Les Mesures Clés du Plan d’Urgence
Pour mieux comprendre les leviers actionnés par Bruxelles, voici un résumé des principales mesures :
- Lissage des amendes CO2 pour soulager les constructeurs.
- Aides directes à la production de batteries (1,8 milliard d’euros).
- Relocalisation de la production via des gigafactories.
- Formations pour accompagner la transition écologique.
Ces mesures, si elles sont bien exécutées, pourraient redonner un élan à l’industrie automobile européenne. Mais leur succès dépendra de la rapidité et de la coordination entre Bruxelles et les États membres.
Un Avenir incertain pour les Pionniers Européens
Des entreprises comme ACC jouent un rôle clé dans cette transition. Créée par Stellantis et TotalEnergies, cette start-up ambitionne de devenir un leader des batteries électriques en Europe. Mais ses difficultés financières illustrent les défis auxquels sont confrontés les nouveaux acteurs.
Pour survivre, ACC et ses concurrents devront non seulement bénéficier des aides européennes, mais aussi innover pour réduire les coûts de production. La collaboration avec des partenaires asiatiques, comme l’a fait ACC avec CATL, pourrait être une solution temporaire, mais elle ne résout pas la question de l’autonomie industrielle.
Vers une Industrie Automobile Résiliente ?
Le plan d’urgence de l’Europe est une réponse audacieuse à une crise profonde. Mais sa mise en œuvre sera décisive. Les industriels, les gouvernements et les institutions européennes doivent travailler main dans la main pour transformer ces ambitions en réalités concrètes.

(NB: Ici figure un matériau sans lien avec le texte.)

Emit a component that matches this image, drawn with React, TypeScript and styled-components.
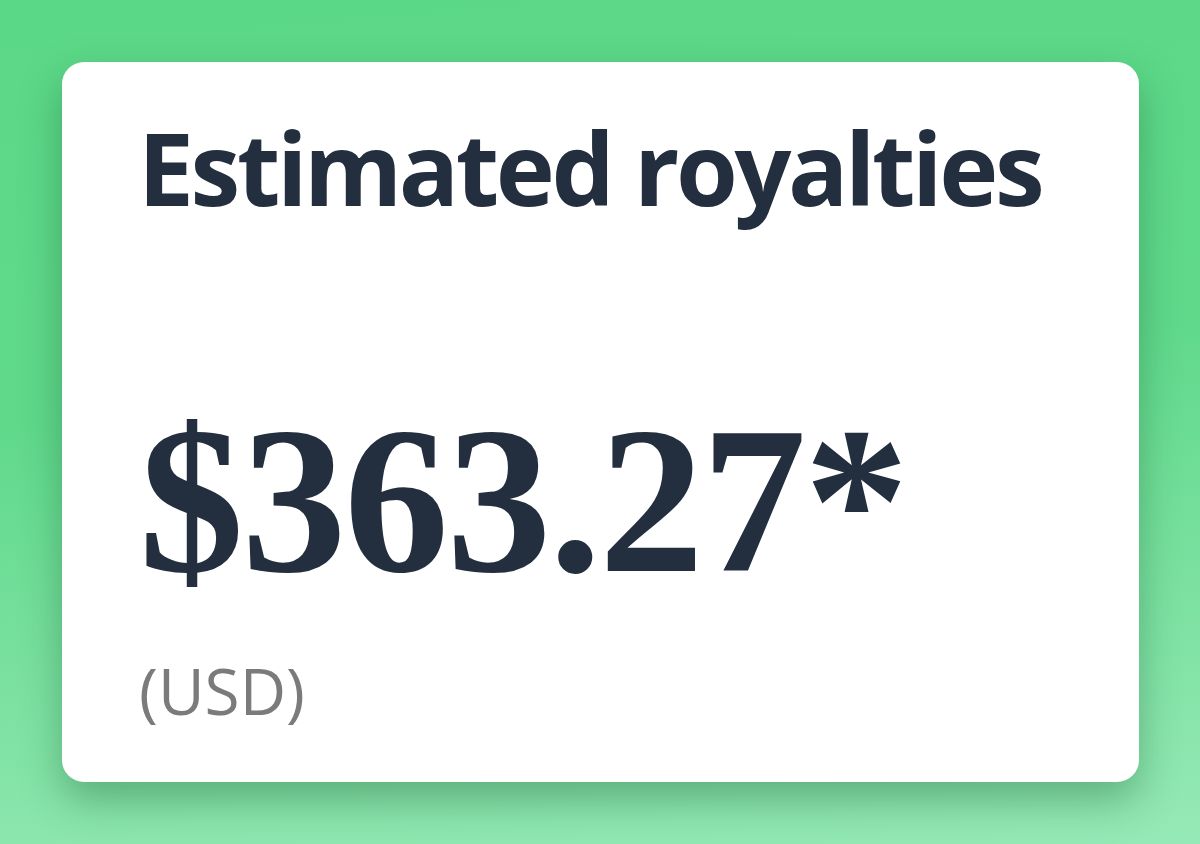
import React from "react";
import styled, { createGlobalStyle } from "styled-components";

const GlobalStyle = createGlobalStyle`
  html, body {
    margin: 0;
    padding: 0;
  }
  body {
    font-family: "Open Sans", "Noto Sans", sans-serif;
  }
`;

const Page = styled.div`
  width: 1200px;
  height: 844px;
  box-sizing: border-box;
  padding: 62px 61px 0 62px;
  background: linear-gradient(175deg, #5bd887 0%, #60d98b 45%, #96e9b6 100%);
  overflow: hidden;
`;

const Card = styled.section`
  width: 1077px;
  height: 720px;
  box-sizing: border-box;
  padding: 55px 0 0 77px;
  background: #ffffff;
  border-radius: 22px;
  box-shadow: 0 18px 40px rgba(20, 90, 45, 0.38);
  display: flex;
  flex-direction: column;
  color: #232f3e;
`;

const Title = styled.h2`
  margin: 0 0 0 -1px;
  font-family: "Open Sans", sans-serif;
  font-weight: 700;
  font-size: 100px;
  line-height: 1;
  letter-spacing: -3.4px;
`;

const Amount = styled.div`
  margin: 178px 0 0 0;
  font-family: "Liberation Serif", serif;
  font-weight: 700;
  font-size: 210px;
  line-height: 1;
  letter-spacing: -2.5px;
`;

const Currency = styled.div`
  margin-top: 54px;
  font-family: "Open Sans", sans-serif;
  font-weight: 400;
  font-size: 64px;
  line-height: 1;
  color: #7b7b7b;
`;

export default function App() {
  return (
    <>
      <GlobalStyle />
      <Page>
        <Card>
          <Title>Estimated royalties</Title>
          <Amount>$363.27*</Amount>
          <Currency>(USD)</Currency>
        </Card>
      </Page>
    </>
  );
}
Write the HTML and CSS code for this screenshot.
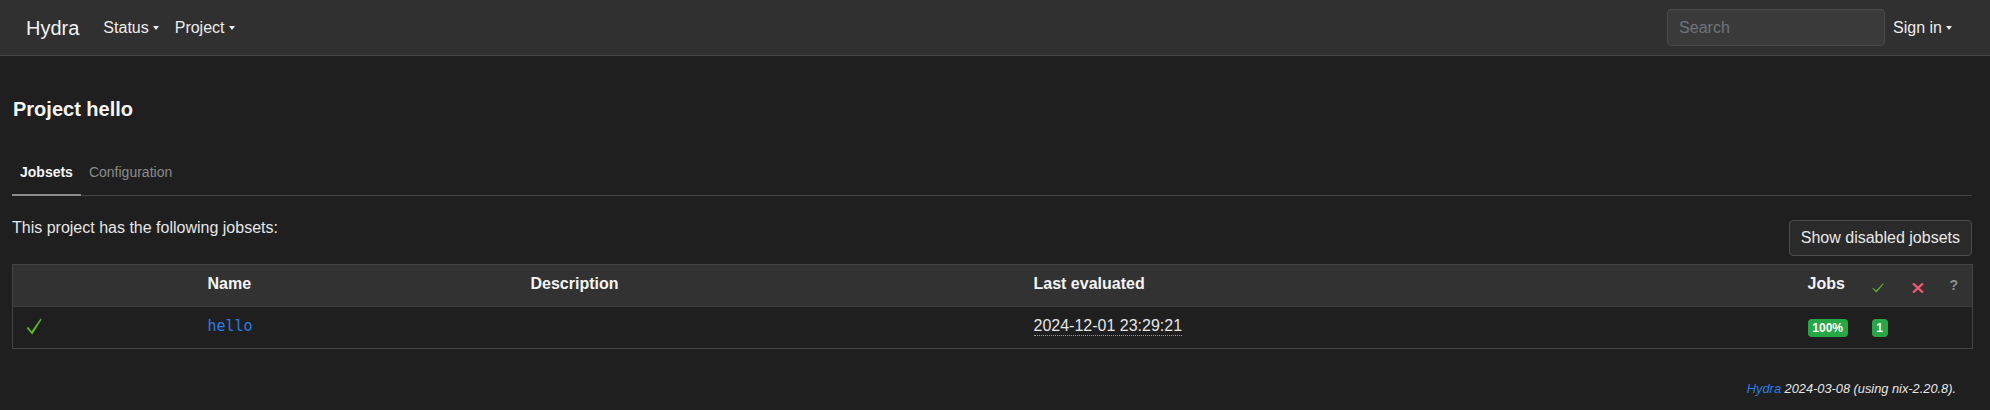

Si l’Europe parvient à surmonter les obstacles bureaucratiques et à mobiliser les fonds nécessaires, elle pourrait non seulement sauver son industrie automobile, mais aussi en faire un modèle de résilience et d’innovation. Sinon, le risque est grand de voir le Vieux Continent relégué au second plan face à la Chine et aux États-Unis.
L’avenir de l’automobile européenne se joue maintenant. Les prochains mois seront cruciaux pour déterminer si ce plan d’urgence est une simple déclaration d’intention ou le début d’une véritable renaissance industrielle.